Young children begin to grasp the concept of patterns early on. Introduce pattern play by using colored manipulatives.
- Sort items by color. Put the blue bears in the blue bucket, red bears in the red bucket, and so on.
- Follow a Pattern - Together, create a simple A-B pattern in small groups with children. Large groups can be intimidating until children become used to new people in the environment, so try to utilize small groups for some initial school day activities. Use manipulatives to make red, green, red, green patterns, and see if kids can predict the next color. An extension of this would be to make an A-B-B pattern (red, green, green) or a pattern using three colors of manipulatives, not only two colors.
Simple shapes are often introduced in preschool. Work some shape activities into the first weeks of preschool.
- Shape Seats - Use colored masking tape to create circles, triangles, rectangles, and squares on the floor. Ask students to sit in the green triangle or the red circle when coming to the whole group. Kids learn to identify both colors and shapes through this simple directive.

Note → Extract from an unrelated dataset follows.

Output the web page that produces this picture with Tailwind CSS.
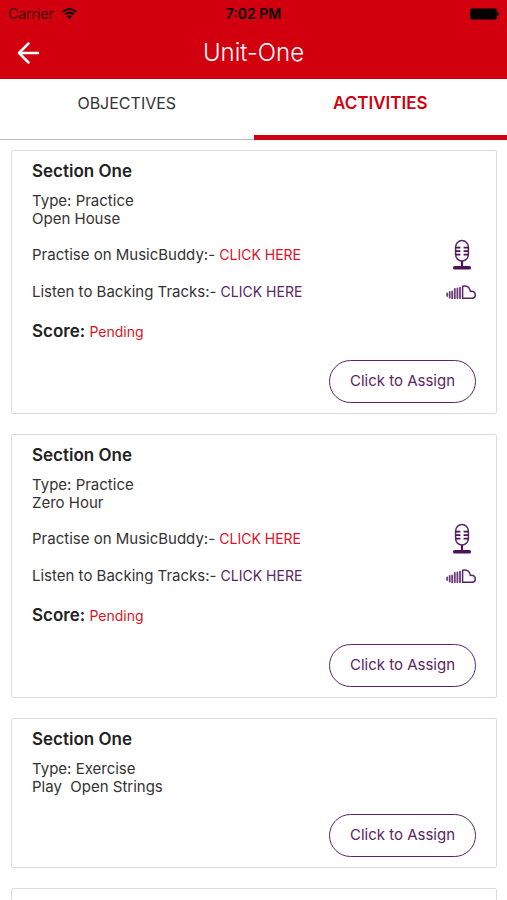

- Shape Partners - Use shapes to help students get to know one another and learn basic shapes. Each child gets a card with a colored shape on it. They then have to "hunt" for their shape partner. Essentially, they find the other child with the same colored shape as they have. Once the partners are paired, give them a task to do together, such as look at a picture book or do a puzzle. Because children are set out on their own to find their partner, this activity might be best performed with older preschoolers or pre-kindergarteners.
Instill Enthusiasm in Preschoolers
No matter which ideas you choose to use, actively celebrating going back to school will help instill enthusiasm in the youngest students. Preschoolers will love the excitement of trying new activities, crafts, and games that focus on developing essential skills during this important period in their lives.